Was Calvin a Neo-Calvinist or an Evangelical?

The punch line is, what’s the difference? Badop bop.

Timothy George, dean of the Beeson Divinity School at Samford University, has a number of articles in a recent issue of Christianity Today that is devoted to John Calvin. George is a very fine historian of the Reformation so the reason for his rendition of Calvin may owe more to his editors and readers at CT than to his training at Harvard University. Still, to make Calvin appealing to American evangelicals, in “John Calvin: Comeback Kid,” George lays on thick the French reformer’s globalizing transformational identity. He writes:

Calvin’s theology was meant for trekkers, not for settlers, as historian Heiko Oberman put it.
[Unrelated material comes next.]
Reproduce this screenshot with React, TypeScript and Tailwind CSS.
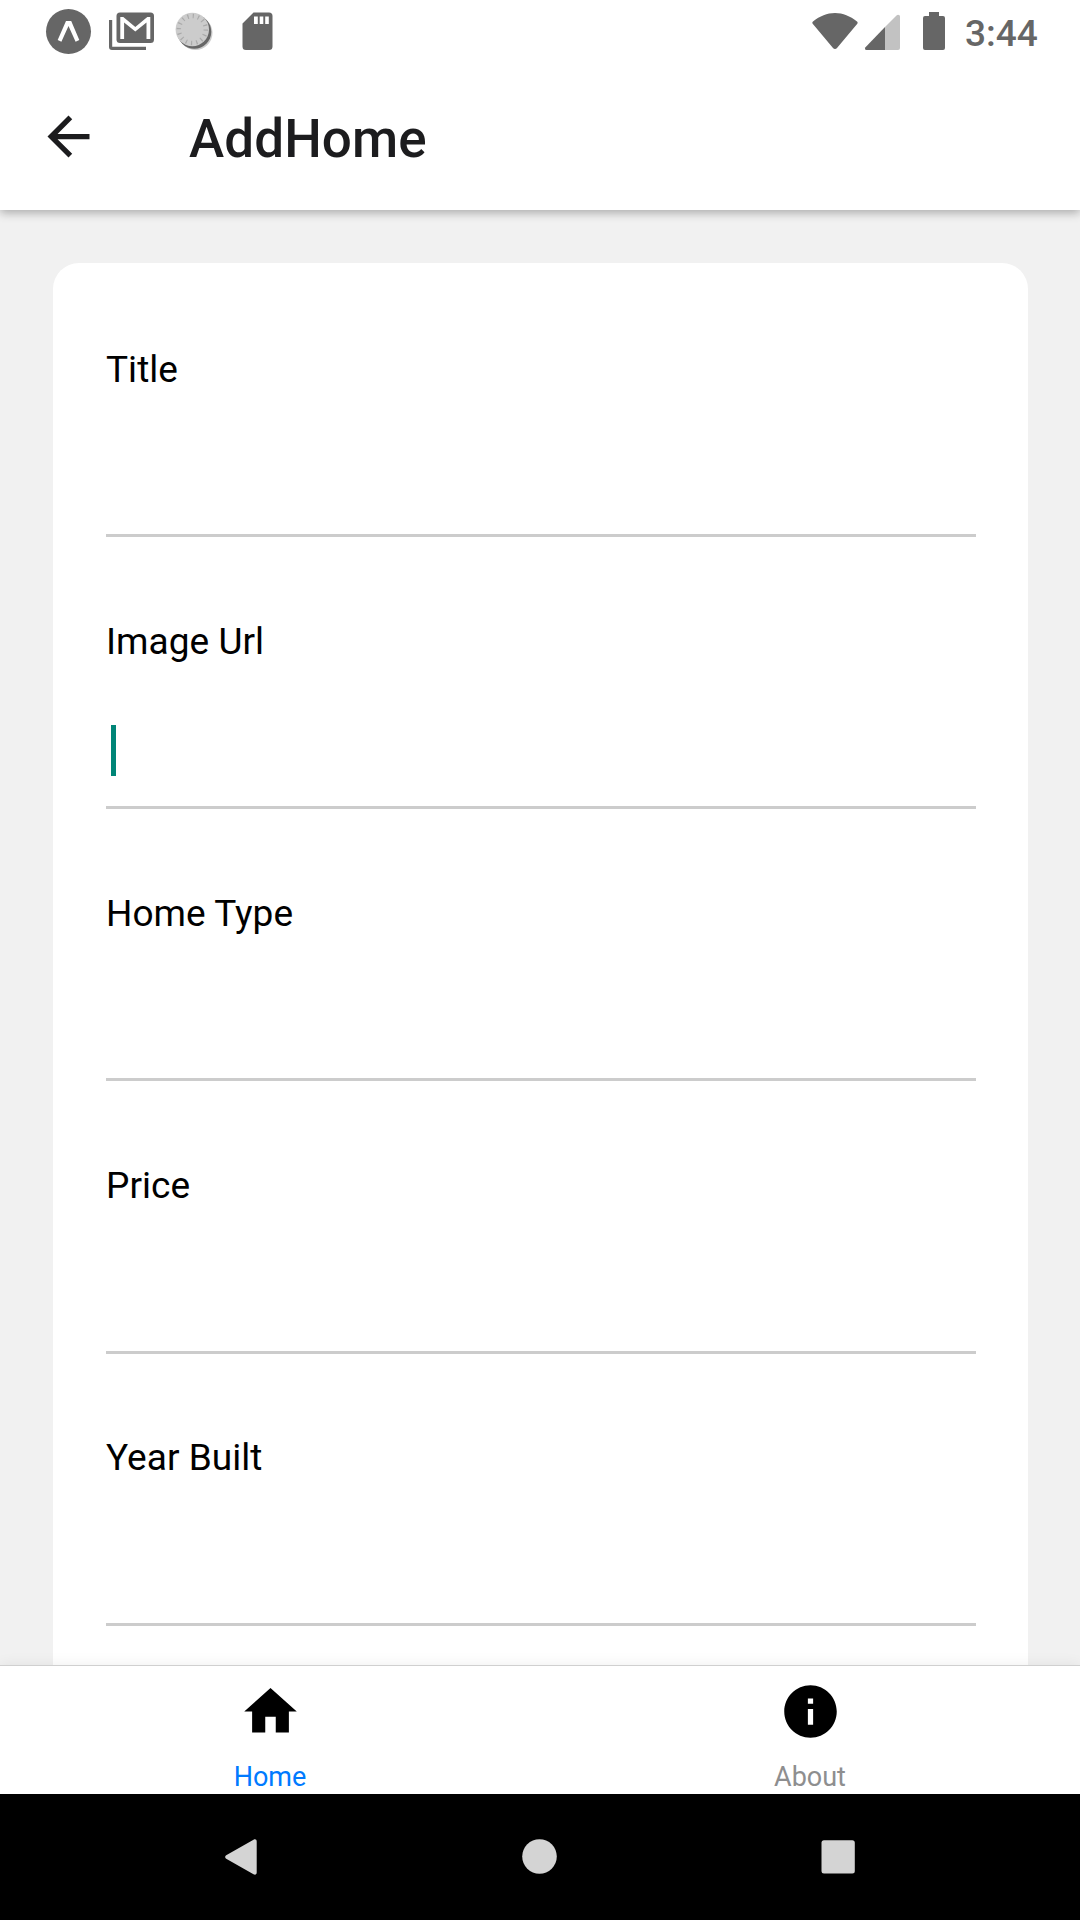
import React from "react";

const fields = ["Title", "Image Url", "Home Type", "Price", "Year Built"];

function StatusBar() {
  return (
    <div className="flex h-[63px] shrink-0 items-start justify-between">
      <svg width="300" height="63" viewBox="0 0 300 63" className="block shrink-0">
        <circle cx="68.5" cy="31.5" r="22.5" fill="#666" />
        <path d="M57.700 40L66 21h5.200L79.300 40l-3.700 1.700L68.500 26 61.400 41.700Z" fill="#fff" />
        <path d="M109 20h3.200v26.800H146V50h-34a3 3 0 0 1-3-3Z" fill="#666" />
        <rect x="116.500" y="12.500" width="37.500" height="30.500" rx="3.500" fill="#666" />
        <path d="M120.300 39V17h3l12 10 12-10h3v22h-3.800V22.500l-11.200 9-11.200-9V39Z" fill="#fff" />
        <circle cx="195.500" cy="33" r="17" fill="#ccc" />
        <circle cx="194.300" cy="31.700" r="17" fill="#666" />
        <circle cx="192.300" cy="29.500" r="16.700" fill="#ccc" />
        <circle cx="192.300" cy="29.500" r="13.500" fill="none" stroke="#aaa" strokeWidth="4.500" strokeDasharray="1.200 4.102" />
        <path d="M253.500 12.500H269a3.500 3.500 0 0 1 3.500 3.500v30.500A3.500 3.500 0 0 1 269 50h-23a3.500 3.500 0 0 1-3.500-3.500V23.500Z" fill="#666" />
        <path d="M254 16.500h3.800V24H254ZM259.700 16.500h3.600V24h-3.600ZM265.200 16.500h3.600V24h-3.600Z" fill="#fff" />
      </svg>
      <div className="flex">
        <svg width="150" height="63" viewBox="806 0 150 63" className="block shrink-0">
          <path d="M813 21.500C820 16 827 13 835 13s15 3 22 8.500c.8.700.8 1.500.3 2.200L837 48c-1 1.200-3 1.200-4 0L812.700 23.700c-.5-.7-.5-1.500.3-2.200Z" fill="#666" />
          <path d="M885 27l11.500-11.500c1.500-1.500 3.500-.5 3.500 1V48a2 2 0 0 1-2 2h-13Z" fill="#c2c2c2" />
          <path d="M885 27v23h-18.500c-1.500 0-2-1.500-1-2.800Z" fill="#666" />
          <path d="M929 12h10v4h4a2 2 0 0 1 2 2v30a2 2 0 0 1-2 2h-18a2 2 0 0 1-2-2V18a2 2 0 0 1 2-2h4Z" fill="#666" />
        </svg>
        <div className="w-[124px] pt-[10px] pl-[9px] text-[37px] leading-[48px] font-medium text-[#666]">3:44</div>
      </div>
    </div>
  );
}

function Header() {
  return (
    <header className="relative z-10 flex h-[210px] shrink-0 flex-col bg-white shadow-[0_3px_9px_rgba(0,0,0,0.29)]">
      <StatusBar />
      <div className="flex h-[147px] items-center pl-[37px]">
        <svg width="63" height="63" viewBox="0 0 24 24" fill="#1c1c1e">
          <path d="M20 11H7.830l5.590-5.590L12 4l-8 8 8 8 1.410-1.410L7.830 13H20v-2z" />
        </svg>
        <h1 className="ml-[89px] pt-[4px] text-[53px] leading-[62px] font-medium tracking-[0.1px] text-[#1c1c1e]">AddHome</h1>
      </div>
    </header>
  );
}

function Field({ label, focused }: { label: string; focused: boolean }) {
  return (
    <div className="flex h-[272.220px] flex-col border-b-[3px] border-[#ccc] pt-[79.950px]">
      <label className="text-[37px] leading-[50px] tracking-[0.040px] text-black">{label}</label>
      <div className="flex-1 pt-[58px] pl-[5px]">
        {focused && <div className="h-[51px] w-[5px] bg-[#008577]" />}
      </div>
    </div>
  );
}

function Tab({ label, color, d }: { label: string; color: string; d: string }) {
  return (
    <div className="flex flex-1 flex-col items-center pt-[14px]">
      <svg width="63" height="63" viewBox="0 0 24 24" fill="#000">
        <path d={d} />
      </svg>
      <span className={`mt-[18px] text-[27px] leading-[32px] ${color}`}>{label}</span>
    </div>
  );
}

export default function App() {
  return (
    <div className="flex h-[1920px] w-[1080px] flex-col overflow-hidden bg-[#f1f1f1] font-[Roboto,sans-serif]">
      <Header />
      <main className="min-h-0 flex-1 overflow-hidden pt-[53px] pr-[52px] pl-[53px]">
        <div className="h-[1600px] rounded-[26px] bg-white pt-[1.650px] pr-[52px] pl-[53px]">
          {fields.map((label, i) => (
            <Field key={label} label={label} focused={i === 1} />
          ))}
        </div>
      </main>
      <nav className="relative z-10 flex h-[129px] shrink-0 border-t border-[#d0d0d0] bg-white shadow-[0_0_14px_rgba(0,0,0,0.07)]">
        <Tab label="Home" color="text-[#007aff]" d="M10 20v-6h4v6h5v-8h3L12 3 2 12h3v8z" />
        <Tab label="About" color="text-[#8e8e8f]" d="M12 2C6.480 2 2 6.480 2 12s4.480 10 10 10 10-4.480 10-10S17.520 2 12 2zm1 15h-2v-6h2v6zm0-8h-2V7h2v2z" />
      </nav>
      <div className="relative z-20 h-[126px] shrink-0 bg-black">
        <svg width="1080" height="126" viewBox="0 1794 1080 126" fill="#d4d4d4" className="block">
          <path d="M226.200 1855.200l27.300-15.400c1.800-1 3.200-.2 3.200 1.700v31c0 1.900-1.400 2.700-3.200 1.700l-27.300-15.400c-1.400-1-1.400-2.600 0-3.600Z" />
          <circle cx="539.500" cy="1856.500" r="17.300" />
          <rect x="821.500" y="1840.300" width="33.300" height="33.300" rx="2.500" />
        </svg>
      </div>
    </div>
  );
}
In the 16th century, Calvinist trekkers fanned out across Europe initiating political change as well as church reform from Holland to Hungary, from the Palatinate to Poland, from Lithuania to Scotland, England, and eventually to New England. . . . Like the Franciscans and the Dominicans in the Middle Ages, Calvin’s followers forsook the religious ideal of stabilitas for an aggressive mobilitas. They poured into the cities, universities, and market squares of Europe as publishers, educators, entrepreneurs, and evangelists. Though he had his doubts about predestination, John Wesley once said that his theology came within a “hair’s breadth” of Calvinism. He was an heir to Calvin’s tradition when he exclaimed, “The world is my parish.”

For some neo-Calvinists the reference to Wesley may be off putting, but not so for evangelicals. But how about one to Walter Rauschenbusch, the father of the Social Gospel? George continues:

And so was the Baptist Walter Rauchenbusch [an heir to Calvin] in his concern for the social gospel, which (as Rauchenbusch used the term) did not mean another gospel separate from the one and only gospel of Jesus Christ. It simply meant that that gospel must not be sequestered into some religious ghetto but taken into the real ghettos and barrios of our world.
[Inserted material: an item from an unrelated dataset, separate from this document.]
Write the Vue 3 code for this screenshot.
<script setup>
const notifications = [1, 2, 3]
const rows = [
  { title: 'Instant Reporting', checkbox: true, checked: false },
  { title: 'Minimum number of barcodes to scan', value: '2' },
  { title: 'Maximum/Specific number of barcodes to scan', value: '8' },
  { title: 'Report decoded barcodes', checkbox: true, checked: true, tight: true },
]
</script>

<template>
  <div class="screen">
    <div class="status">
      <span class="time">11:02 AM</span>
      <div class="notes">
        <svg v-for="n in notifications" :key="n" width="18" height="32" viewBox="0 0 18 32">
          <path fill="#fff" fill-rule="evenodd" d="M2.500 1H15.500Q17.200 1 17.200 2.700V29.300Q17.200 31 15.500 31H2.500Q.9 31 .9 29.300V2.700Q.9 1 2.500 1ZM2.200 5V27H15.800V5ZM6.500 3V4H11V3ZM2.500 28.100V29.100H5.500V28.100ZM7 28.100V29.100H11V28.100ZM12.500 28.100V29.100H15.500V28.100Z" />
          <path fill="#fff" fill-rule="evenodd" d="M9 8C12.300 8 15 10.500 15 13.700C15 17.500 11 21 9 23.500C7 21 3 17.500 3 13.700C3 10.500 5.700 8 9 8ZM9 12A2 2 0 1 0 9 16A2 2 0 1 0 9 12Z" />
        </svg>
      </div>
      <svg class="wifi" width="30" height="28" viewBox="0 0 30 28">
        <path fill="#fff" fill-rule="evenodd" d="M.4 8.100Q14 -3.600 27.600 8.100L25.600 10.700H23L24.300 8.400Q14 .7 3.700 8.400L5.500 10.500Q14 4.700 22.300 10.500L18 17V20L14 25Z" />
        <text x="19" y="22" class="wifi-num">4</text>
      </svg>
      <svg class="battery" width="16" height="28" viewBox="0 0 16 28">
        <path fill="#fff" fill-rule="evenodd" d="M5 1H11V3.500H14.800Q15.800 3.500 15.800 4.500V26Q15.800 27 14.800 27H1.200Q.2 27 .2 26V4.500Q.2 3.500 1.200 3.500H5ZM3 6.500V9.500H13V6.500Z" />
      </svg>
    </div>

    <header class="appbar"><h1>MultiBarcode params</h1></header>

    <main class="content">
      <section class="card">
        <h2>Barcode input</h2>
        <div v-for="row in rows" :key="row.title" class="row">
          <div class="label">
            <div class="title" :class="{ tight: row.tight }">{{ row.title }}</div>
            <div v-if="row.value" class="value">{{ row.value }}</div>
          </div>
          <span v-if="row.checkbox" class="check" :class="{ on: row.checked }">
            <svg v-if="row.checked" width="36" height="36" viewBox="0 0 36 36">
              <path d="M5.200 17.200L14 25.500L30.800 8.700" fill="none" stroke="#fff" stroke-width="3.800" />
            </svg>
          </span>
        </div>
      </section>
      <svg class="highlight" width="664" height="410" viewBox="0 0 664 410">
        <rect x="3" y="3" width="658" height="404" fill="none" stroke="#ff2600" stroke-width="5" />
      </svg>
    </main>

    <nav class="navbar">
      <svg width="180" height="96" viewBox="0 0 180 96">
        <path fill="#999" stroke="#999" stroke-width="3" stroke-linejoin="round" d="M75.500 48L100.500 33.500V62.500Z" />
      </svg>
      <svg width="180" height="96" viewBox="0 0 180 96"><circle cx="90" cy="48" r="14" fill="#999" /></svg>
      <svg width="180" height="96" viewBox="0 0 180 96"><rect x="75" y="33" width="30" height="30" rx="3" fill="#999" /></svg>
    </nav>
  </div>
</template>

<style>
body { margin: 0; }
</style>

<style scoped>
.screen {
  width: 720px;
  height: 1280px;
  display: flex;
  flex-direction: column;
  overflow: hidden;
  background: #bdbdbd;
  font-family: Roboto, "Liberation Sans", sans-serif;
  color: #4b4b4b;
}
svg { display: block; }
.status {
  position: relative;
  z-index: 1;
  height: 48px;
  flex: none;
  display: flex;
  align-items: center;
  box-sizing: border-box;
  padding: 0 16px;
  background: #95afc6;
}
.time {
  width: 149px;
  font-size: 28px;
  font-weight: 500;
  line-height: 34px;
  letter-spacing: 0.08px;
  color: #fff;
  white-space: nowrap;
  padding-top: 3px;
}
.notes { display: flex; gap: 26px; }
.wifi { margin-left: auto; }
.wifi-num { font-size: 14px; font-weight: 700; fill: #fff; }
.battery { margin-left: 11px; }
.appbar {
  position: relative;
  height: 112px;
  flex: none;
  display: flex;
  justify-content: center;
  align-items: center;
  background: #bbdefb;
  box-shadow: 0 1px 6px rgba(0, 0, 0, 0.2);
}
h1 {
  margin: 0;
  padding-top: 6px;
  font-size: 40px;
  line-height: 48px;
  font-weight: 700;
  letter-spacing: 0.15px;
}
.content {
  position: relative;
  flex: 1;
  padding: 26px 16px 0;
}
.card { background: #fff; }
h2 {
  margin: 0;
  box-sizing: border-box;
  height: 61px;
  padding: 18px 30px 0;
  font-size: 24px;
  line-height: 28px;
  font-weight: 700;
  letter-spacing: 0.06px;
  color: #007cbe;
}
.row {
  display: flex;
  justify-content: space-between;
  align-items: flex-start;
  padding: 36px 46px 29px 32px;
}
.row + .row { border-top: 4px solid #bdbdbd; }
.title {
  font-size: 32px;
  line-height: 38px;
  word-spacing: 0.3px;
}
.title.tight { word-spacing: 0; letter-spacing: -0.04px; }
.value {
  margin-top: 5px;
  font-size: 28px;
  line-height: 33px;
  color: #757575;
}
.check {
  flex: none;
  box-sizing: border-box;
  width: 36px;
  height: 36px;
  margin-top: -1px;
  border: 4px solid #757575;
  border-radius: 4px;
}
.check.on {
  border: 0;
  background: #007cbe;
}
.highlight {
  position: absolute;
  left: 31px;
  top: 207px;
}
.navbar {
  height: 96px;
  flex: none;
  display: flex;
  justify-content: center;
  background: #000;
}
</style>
Despite disputes over links between Calvin and Wesley or Rauschenbusch, indisputable is George’s claim that swarms of Reformed Protestants went to a lot of places and changed them. Whether this is the genius of Calvinism or simply one part of the Great European Migration is another question. After all, the Lutherans who in the seventeenth century came to Germantown, Pennsylvania, also changed that section of modern-day Philadelphia, but they don’t get credit as transformationalists.

But migrating and establishing towns, villages, and counties is one thing. Teaching about how Christians should regard the present life is another. This is where some historians and neo-Calvinists always seem to stumble with Calvin. For he did not advocate trekking but just the opposite:

Let the aim of believers in judging mortal life, then, be that while they understand it to be of itself nothing but misery, they may with greater eagerness and dispatch betake themselves wholly to meditate upon that eternal life to come. When it comes to a comparison with the life to come, the present life can not only be safely neglected but, compared to the former, must be utterly despised and loathed. [Institutes, III.ix.4]

So much for Calvin the transformer of culture.

What then was Calvin’s advice to pilgrims in this weary world?

. . . lest through our stupidity and rashness everything be turned topsy-turvy, [God] has appointed duties for every man in his particular way of life. And that no one may thoughtlessly transgress his limits, [God] has named these various kinds of livings “callings.” Therefore, each individual has his own kind of living assigned to him by the Lord as a sort of sentry post so that he may not heedlessly wander about throughout life. [III.x.6]

Could it be that Reformed trekkies actually cease to be Reformed when they trek? Could it be that they need to reject Calvin to follow Methodists and Social Gospelers instead? It sure looks that way. In which case, Calvin’s comeback in this 500th anniversary of his birth will likely be thin and short-lived.